Friday, April 23, 2010

Legalization would reduce teen pot smoking

Someone I used to know who grew up in Mississippi, and was a teenager when the state finally ended alcohol prohibition in 1966, said that during prohibition, "if you could reach the bar and lay your money down, you were old enough to drink." Since it was illegal to sell alcohol to anyone, bootleggers didn't care how old their customers were - and neither do drug dealers today. Once alcohol was legalized and regulated, bars and taverns stood to lose their licenses if they sold to minors. Suddenly, children couldn't buy alcohol anymore. The same thing would undoubtedly happen if pot were legal.

As long as marijuana is a black-market commodity, it will remain out of control. Legalizing and regulating cannabis is the key to curbing teen use.

Thursday, April 22, 2010

Earth Day thoughts

Today is Earth Day, the day when we're all supposed to think about the environment and how to keep the planet safe for life. Cannabis can do a lot in that regard. 

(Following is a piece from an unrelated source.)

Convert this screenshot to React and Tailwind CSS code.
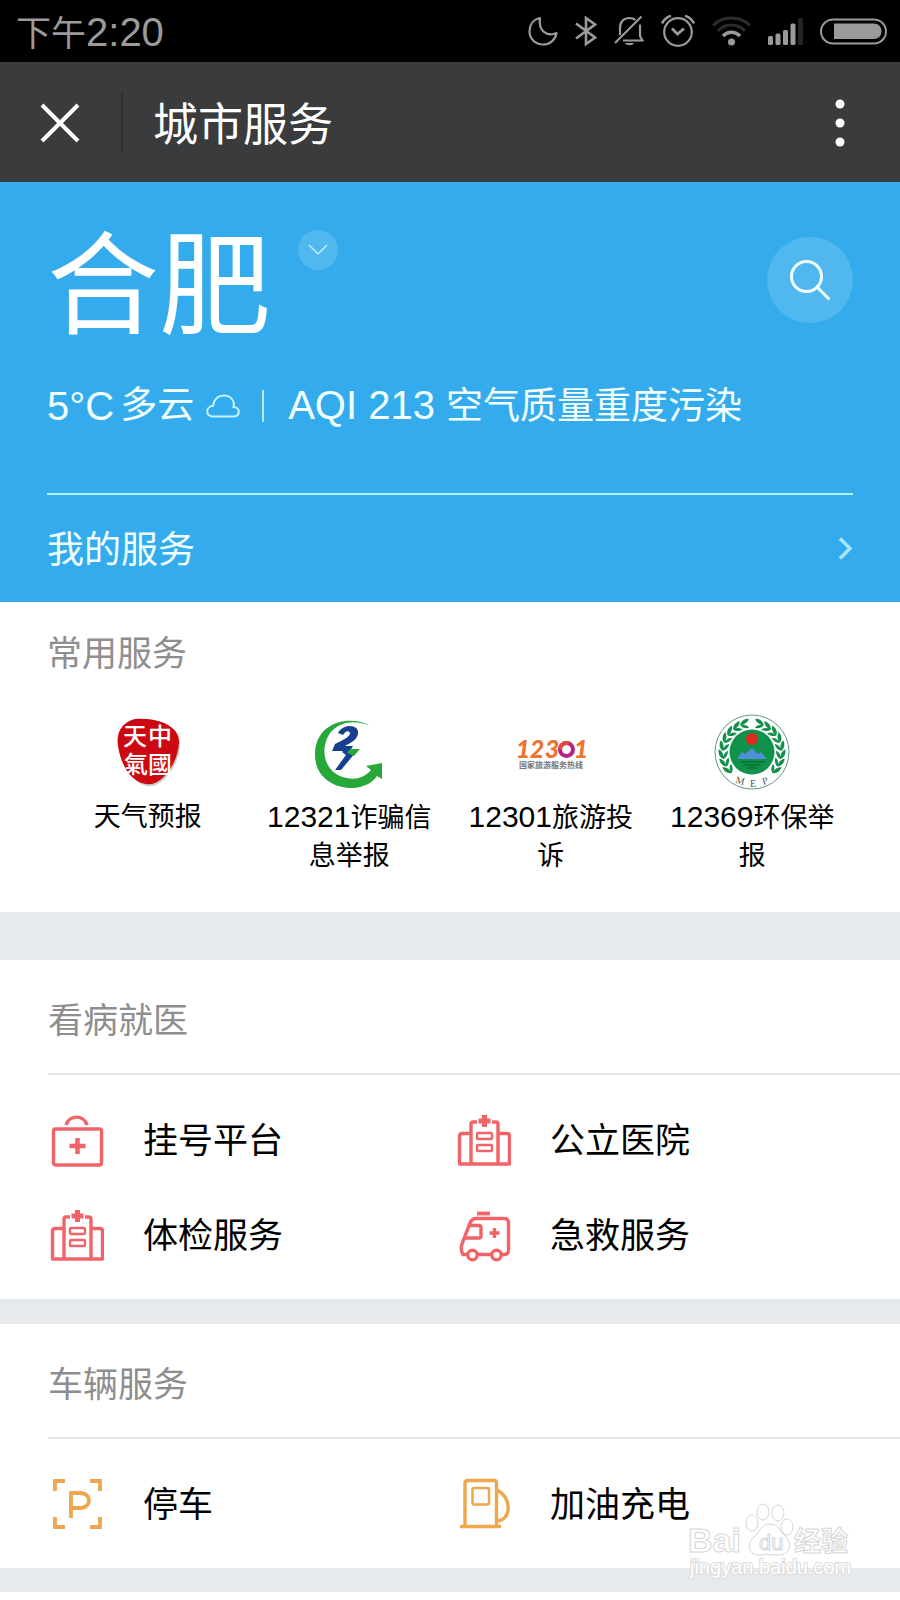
function MoonIcon() {
  return (
    <svg className="w-[30px] h-8" viewBox="0 0 30 32" fill="none" stroke="currentColor" strokeWidth="2.200" strokeLinejoin="round">
      <path d="M12 3 C5 4.500 1.500 10 1.500 16 C1.500 24 7.500 29.500 15 29.500 C22 29.500 27.500 25 28.500 18 C19 22 10 16 12 3 Z" />
    </svg>
  )
}

function BluetoothIcon() {
  return (
    <svg className="w-[22px] h-8" viewBox="0 0 22 32" fill="none" stroke="currentColor" strokeWidth="2.600">
      <path d="M1 8.500 L20 22.500 L11 29 V3 L20 9.500 L1 23.500" />
    </svg>
  )
}

function MutedBellIcon() {
  return (
    <svg className="w-[30px] h-8" viewBox="0 0 30 32" fill="none" stroke="currentColor" strokeWidth="2.200">
      <path d="M6 20 V13 C6 6.500 10 3 15.500 3 C18 3 20 3.800 21.500 5" />
      <path d="M26 9.500 V21 L28.500 25.500 H9" />
      <path d="M1 28 L27.500 1.500" />
      <path d="M11 28 H20 C19 31 12 31 11 28 Z" fill="currentColor" stroke="none" />
    </svg>
  )
}

function AlarmIcon() {
  return (
    <svg className="w-[34px] h-8" viewBox="0 0 34 32" fill="none" stroke="currentColor" strokeWidth="2.200">
      <circle cx="17" cy="17" r="13.800" />
      <path d="M11 13.500 L16.500 19 L23 13.500" strokeWidth="2.800" />
      <path d="M1 8.500 C3 4.500 6 2 10 .8 M33 8.500 C31 4.500 28 2 24 .8" strokeWidth="2.600" />
    </svg>
  )
}

function WifiIcon() {
  return (
    <svg className="w-[39px] h-8" viewBox="0 0 39 32" fill="none" strokeWidth="3">
      <path d="M1 10.500 C11 .5 28 .5 38 10.500" stroke="#2c2c2c" />
      <path d="M6 16 C13.500 8 25.500 8 33 16" stroke="#2c2c2c" />
      <path d="M11 21 C16 16 23 16 28 21" stroke="currentColor" strokeWidth="3.500" />
      <circle cx="19.500" cy="27" r="3.500" fill="currentColor" />
    </svg>
  )
}

function SignalIcon() {
  return (
    <svg className="w-[35px] h-8" viewBox="0 0 35 32" fill="currentColor">
      <rect x="0" y="21" width="5" height="9" rx="1.500" />
      <rect x="7.500" y="18.500" width="5" height="11.500" rx="1.500" />
      <rect x="15" y="15" width="5" height="15" rx="1.500" />
      <rect x="22.500" y="8.500" width="5" height="21.500" rx="1.500" />
      <rect x="30" y="3" width="5" height="27" rx="1.500" fill="#242424" />
    </svg>
  )
}

function BatteryIcon() {
  return (
    <svg className="w-[67px] h-8" viewBox="0 0 67 32" fill="none">
      <rect x="1" y="4.500" width="65" height="24" rx="12" stroke="currentColor" strokeWidth="2" />
      <path d="M14 8.500 H54 C64 8.500 64 24 54 24 H14 Z" fill="currentColor" />
    </svg>
  )
}

function StatusBar() {
  return (
    <div className="flex h-[62px] items-center justify-between bg-black pl-4 pr-[13px] text-[#9b9b9b]">
      <span className="pt-1 text-[35px] leading-[48px]">
        下午<span className="text-[40px]">2:20</span>
      </span>
      <div className="flex items-center gap-[17px]">
        <MoonIcon />
        <BluetoothIcon />
        <MutedBellIcon />
        <AlarmIcon />
        <WifiIcon />
        <SignalIcon />
        <BatteryIcon />
      </div>
    </div>
  )
}

function NavBar() {
  return (
    <header className="flex h-[120px] items-center bg-[#393b3d] text-white">
      <button type="button" aria-label="关闭" className="flex h-full w-[121px] items-center pl-10 pt-0.5">
        <svg className="w-10 h-10" viewBox="0 0 40 40" fill="none" stroke="currentColor" strokeWidth="4">
          <path d="M2 2 L38 38 M38 2 L2 38" />
        </svg>
      </button>
      <div className="h-[60px] w-0.5 bg-[#2e3032]"></div>
      <h1 className="pl-[30px] pt-2 text-[45px] leading-[60px]">城市服务</h1>
      <button type="button" aria-label="更多" className="ml-auto flex h-full w-[120px] items-center justify-center pt-0.5">
        <svg className="w-3 h-12" viewBox="0 0 12 48" fill="currentColor">
          <circle cx="6" cy="5" r="4.500" />
          <circle cx="6" cy="24" r="4.500" />
          <circle cx="6" cy="43" r="4.500" />
        </svg>
      </button>
    </header>
  )
}

function CityPanel() {
  return (
    <section className="bg-[#33abed] px-[47px] text-[#f2ffff]">
      <div className="flex items-start pt-[42px]">
        <h2 className="pt-1 text-[112px] leading-[120px] text-white">合肥</h2>
        <button type="button" aria-label="切换城市" className="ml-[27px] mt-1.5 flex h-10 w-10 items-center justify-center rounded-full bg-white/15">
          <svg className="w-5 h-3" viewBox="0 0 20 12" fill="none" stroke="#bfeeff" strokeWidth="1.500">
            <path d="M1 1 L10 10 L19 1" />
          </svg>
        </button>
        <button type="button" aria-label="搜索" className="ml-auto mt-[13px] flex h-[86px] w-[86px] items-center justify-center rounded-full bg-white/15">
          <svg className="w-10 h-10" viewBox="0 0 40 40" fill="none" stroke="currentColor" strokeWidth="3" strokeLinecap="round">
            <circle cx="16.500" cy="16.500" r="15" />
            <path d="M27 27 L38.500 38.500" />
          </svg>
        </button>
      </div>
      <div className="mt-[30px] flex h-14 items-center whitespace-nowrap text-[37px] leading-[56px]">
        <span className="text-[40px]">5°C</span>
        <span className="ml-1.5">多云</span>
        <svg className="ml-3 w-[34px] h-6" viewBox="0 0 34 24" fill="none" stroke="#c5f4ff" strokeWidth="2">
          <path d="M7 22.500 C-1 22.500 -.5 12 7 12 C8 5 12 1.500 18 1.500 C25 1.500 29 7 27.500 13 C34.500 13 34.500 22.500 28 22.500 Z" />
        </svg>
        <span className="ml-[22px] h-8 w-0.5 bg-[#b5ebfb]"></span>
        <span className="ml-6">
          <span className="text-[40px]">AQI 213 </span>空气质量重度污染
        </span>
      </div>
      <div className="mt-[59px] border-t-2 border-[#b5f0fa]">
        <a href="#my" className="flex h-[107px] items-center justify-between text-[37px] leading-[48px]">
          <span className="pt-1">我的服务</span>
          <svg className="w-[15px] h-[23px]" viewBox="0 0 15 23" fill="none" stroke="#a9e6fb" strokeWidth="3.500">
            <path d="M2 1.500 L12 11.500 L2 21.500" />
          </svg>
        </a>
      </div>
    </section>
  )
}

function WeatherLogo() {
  return (
    <svg className="w-[74px] h-[74px]" viewBox="0 0 74 74">
      <path d="M9 33 C6 14 20 3 34 5 C52 5 70 14 69 30 C69 45 58 64 45 70 C30 76 14 60 9 33 Z" fill="#ccc" />
      <path d="M7 31 C4 12 18 2 32 4 C50 4 69 12 68 28 C67 44 57 62 44 68 C28 74 11 58 7 31 Z" fill="#cc0812" />
      <g fill="#fff" fontSize="24" fontWeight="500" textAnchor="middle">
        <text x="24" y="30">天</text>
        <text x="49" y="30">中</text>
        <text x="25" y="58">氣</text>
        <text x="49" y="58">國</text>
      </g>
    </svg>
  )
}

function FraudReportLogo() {
  return (
    <svg className="w-[74px] h-[74px]" viewBox="0 0 74 74">
      <path d="M57 10 C37 0 3 7 3 40 C3 62 22 74 42 73 C53 72 61 67 65 61 L70 64 V48 L54 51 L59 55 C52 63 43 65 35 63 C14 60 6 36 18 18 C28 6 42 5 57 10 Z" fill="#27a838" />
      <path d="M26 18 C31 8 48 9 46 19 C45 25 38 28 33 31 H41 L38 36 H20 L23 29 C31 25 38 22 38 18 C37 15 33 16 31 20 Z" fill="#173f91" />
      <path d="M34 33 L44 37 L29 55 H23 L34 40 L30 37 Z" fill="#173f91" />
      <path d="M38 34 L48 34 L42 41 L35 38 Z" fill="#27a838" />
    </svg>
  )
}

function TourismLogo() {
  return (
    <svg className="w-[74px] h-[74px]" viewBox="0 0 74 74" textAnchor="middle">
      <g fontFamily="Lato" fontSize="25" fontWeight="900" fontStyle="italic" fill="#ee7230">
        <text x="9" y="43">1</text>
        <text x="23" y="43">2</text>
        <text x="38" y="43">3</text>
        <text x="67" y="43">1</text>
      </g>
      <circle cx="52.500" cy="34.500" r="6.500" fill="none" stroke="#b5228a" strokeWidth="4" />
      <path d="M46 34.500 A6.500 6.500 0 0 1 55 28.500" fill="none" stroke="#e5473f" strokeWidth="4" />
      <text x="37" y="53" fontSize="8" fontWeight="700" fill="#777">国家旅游服务热线</text>
    </svg>
  )
}

const leafAngles = [14, 30, 46, 62, 78, 94, 110, 126]

function EnvironmentLogo() {
  return (
    <svg className="w-[76px] h-[76px]" viewBox="0 0 76 76">
      <circle cx="38" cy="38" r="37" fill="#fff" stroke="#5f9b83" />
      {leafAngles.map((angle) => (
        <g key={angle} fill="#15904c">
          <path transform={`rotate(${-angle} 38 38)`} d="M33 9 C35 5 39 4 43 5 C41 8 38 10 33 9 Z M33 9 C37 9 40 11 41 14 C37 14 34 12 33 9 Z" />
          <path transform={`rotate(${angle} 38 38)`} d="M43 9 C41 5 37 4 33 5 C35 8 38 10 43 9 Z M43 9 C39 9 36 11 35 14 C39 14 42 12 43 9 Z" />
        </g>
      ))}
      <circle cx="38" cy="38" r="22.500" fill="#11924a" />
      <circle cx="38" cy="25" r="6" fill="#db2a1e" />
      <path d="M23 45 L28 38 L31 40 L38 34 L44 40 L47 38 L53 45 Z" fill="#4f8ed8" />
      <path d="M26 48 H51 M29 51 H47 M33 54 H43" stroke="#0a7038" strokeWidth="1.500" />
      <g fontFamily="Liberation Serif" fontSize="10" fill="#555" textAnchor="middle">
        <text x="26" y="70" transform="rotate(16 26 67)">M</text>
        <text x="39" y="73">E</text>
        <text x="51" y="70" transform="rotate(-16 51 67)">P</text>
      </g>
    </svg>
  )
}

function FirstAidIcon() {
  return (
    <svg className="w-14 h-14 shrink-0" viewBox="0 0 56 56" fill="none" stroke="#f06468" strokeWidth="3.400">
      <rect x="5.500" y="16" width="48" height="36" rx="2" />
      <path d="M18 12 C21 1.500 36 1.500 39 12" />
      <path d="M29.500 25 V41 M21.500 33 H37.500" strokeWidth="4.500" />
    </svg>
  )
}

function HospitalIcon() {
  return (
    <svg className="w-14 h-14 shrink-0" viewBox="0 0 56 56" fill="none" stroke="#f06468" strokeWidth="3.400">
      <path d="M16 51 V11 Q16 9 18 9 H22 M37 9 H41 Q43 9 43 11 V51" />
      <path d="M16 20.500 H7 Q4.500 20.500 4.500 23 V51 H54.500 V23 Q54.500 20.500 52 20.500 H43" strokeLinejoin="round" />
      <rect x="22" y="20" width="15" height="6" rx="1" strokeWidth="2.400" />
      <rect x="22" y="32" width="15" height="6" rx="1" strokeWidth="2.400" />
      <path d="M29.500 2 V14 M23.500 8 H35.500" strokeWidth="5" />
    </svg>
  )
}

function AmbulanceIcon() {
  return (
    <svg className="w-14 h-14 shrink-0" viewBox="0 0 56 56" fill="none" stroke="#f06468" strokeWidth="3.400">
      <path d="M12 46.500 H8 Q5 41 7 36 L15 15 Q17 10.500 21 10.500 H49 Q53.500 10.500 53.500 15 V42 Q53.500 46.500 49 46.500 H47 M36 46.500 H23" />
      <path d="M14 17.500 H24 Q26 17.500 26 19.500 V28 Q26 30 24 30 H9.500" />
      <circle cx="17.500" cy="47" r="4.800" />
      <circle cx="41.500" cy="47" r="4.800" />
      <path d="M22 5.500 H35" strokeWidth="3.800" />
      <path d="M39.500 20 V30 M34.500 25 H44.500" />
    </svg>
  )
}

function ParkingIcon() {
  return (
    <svg className="w-14 h-14 shrink-0" viewBox="0 0 56 56" fill="none" stroke="#eda74c" strokeWidth="3.800">
      <path d="M7 14 V4 H17 M42 4 H52 V14 M52 40 V50 H42 M17 50 H7 V40" />
      <path d="M23 41 V16 H32 C44 16 44 31 32 31 H23" />
    </svg>
  )
}

function FuelIcon() {
  return (
    <svg className="w-14 h-14 shrink-0" viewBox="0 0 56 56" fill="none" stroke="#eda74c" strokeWidth="3.400">
      <path d="M10 49 V6 Q10 3.500 12.500 3.500 H39 Q41.500 3.500 41.500 6 V49" />
      <path d="M5 49.500 H46" />
      <rect x="17.500" y="11" width="16.500" height="16.500" rx="1.500" strokeWidth="2.500" />
      <path d="M42 13 C57 20 57 43 42 44" />
    </svg>
  )
}

const commonServices = [
  { code: "", name: "天气预报", Logo: WeatherLogo },
  { code: "12321", name: "诈骗信息举报", Logo: FraudReportLogo },
  { code: "12301", name: "旅游投诉", Logo: TourismLogo },
  { code: "12369", name: "环保举报", Logo: EnvironmentLogo },
]

const medicalServices = [
  { name: "挂号平台", Icon: FirstAidIcon },
  { name: "公立医院", Icon: HospitalIcon },
  { name: "体检服务", Icon: HospitalIcon },
  { name: "急救服务", Icon: AmbulanceIcon },
]

const vehicleServices = [
  { name: "停车", Icon: ParkingIcon },
  { name: "加油充电", Icon: FuelIcon },
]

function CommonServices() {
  return (
    <section className="bg-white px-[47px] pb-[37px] pt-7">
      <h2 className="text-[35px] leading-[48px] text-[#8e8e8e]">常用服务</h2>
      <div className="mt-9 grid grid-cols-4">
        {commonServices.map(({ code, name, Logo }) => (
          <a key={name} href="#service" className="flex flex-col items-center px-4 text-center text-[27px] leading-[38px] text-black">
            <div className="mb-2 flex h-[76px] items-center">
              <Logo />
            </div>
            <span>
              {code && <span className="text-[30px]">{code}</span>}
              {name}
            </span>
          </a>
        ))}
      </div>
    </section>
  )
}

function ServiceGroup({ title, services }) {
  return (
    <section className="bg-white pl-12">
      <h2 className="flex h-[115px] items-center border-b-2 border-[#e4e4e4] pt-2 text-[35px] leading-[48px] text-[#8e8e8e]">{title}</h2>
      <div className="grid grid-cols-2 pb-4 pr-[38px] pt-[18px]">
        {services.map(({ name, Icon }) => (
          <a key={name} href="#service" className="flex h-[95px] items-center gap-[39px] text-[35px] leading-[48px] text-black">
            <Icon />
            <span>{name}</span>
          </a>
        ))}
      </div>
    </section>
  )
}

function Watermark() {
  return (
    <svg className="pointer-events-none absolute bottom-2 right-[46px] h-[86px] w-[168px]" viewBox="0 0 168 86" fill="#fff" stroke="#d6d6d6" strokeWidth="1">
      <text x="2" y="54" fontFamily="Liberation Sans" fontSize="34" fontWeight="700">Bai</text>
      <ellipse cx="66" cy="25" rx="6" ry="8" />
      <ellipse cx="77" cy="14" rx="6" ry="8" />
      <ellipse cx="92" cy="15" rx="6" ry="8" />
      <ellipse cx="101" cy="29" rx="6" ry="8" />
      <path d="M84 26 C93 26 94 34 100 39 C107 46 103 57 94 57 C87 57 81 56 74 57 C63 58 60 47 67 40 C74 34 75 26 84 26 Z" />
      <text x="73" y="52" fontFamily="Liberation Sans" fontSize="22">du</text>
      <text x="108" y="53" fontSize="27" fontWeight="700">经验</text>
      <text x="4" y="76" fontFamily="Liberation Sans" fontSize="20" stroke="#dcdcdc" strokeWidth="2" paintOrder="stroke">jingyan.baidu.com</text>
    </svg>
  )
}

export default function App() {
  return (
    <div className="min-h-screen bg-white font-['Liberation_Sans','Noto_Sans_CJK_SC',sans-serif]">
      <StatusBar />
      <NavBar />
      <main className="relative">
        <CityPanel />
        <CommonServices />
        <div className="h-12 bg-[#e7eaed]"></div>
        <ServiceGroup title="看病就医" services={medicalServices} />
        <div className="h-[25px] bg-[#e7eaed]"></div>
        <ServiceGroup title="车辆服务" services={vehicleServices} />
        <div className="h-6 bg-[#e7eaed]"></div>
        <Watermark />
      </main>
    </div>
  )
}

Industrial hemp is extremely environmentally friendly. It grows, like, pardon the expression, a weed. Just sow the seeds and you get a tremendous yield per acre. No fertilizers required. Rarely if ever do you need to water it or tend it. It grows fast, and its fibers run the entire length of the plant - which makes it very sturdy. It's a renewable, sustainable alternative to leather and wool (both of which require care and feeding of animals), cotton (which is labor and/or energy intensive to harvest and process, and doesn't hold up nearly as well as hemp), and synthetic fibers (which require petroleum and are not biodegradable). Hempcrete is lightweight, durable, and has a high R factor built in. 

Medical cannabis is more efficiently produced than the many, much more dangerous and more expensive, prescription drugs it can supplent - and being compleely biodegradable, it does not contribute to the growing problem of discarded drugs in the water supply.

Social/recreational marijuana, besides being safer than alcohol, takes much less energy to produce than beer, wine, or liquor. Again, you just plant it and let it grow. No roasting, malting, fermentaion, distillation or bottling required.

In short, pot and industrial hemp are god for the economy, good for the environment, and much better for the consumer than the legal alternatives available today.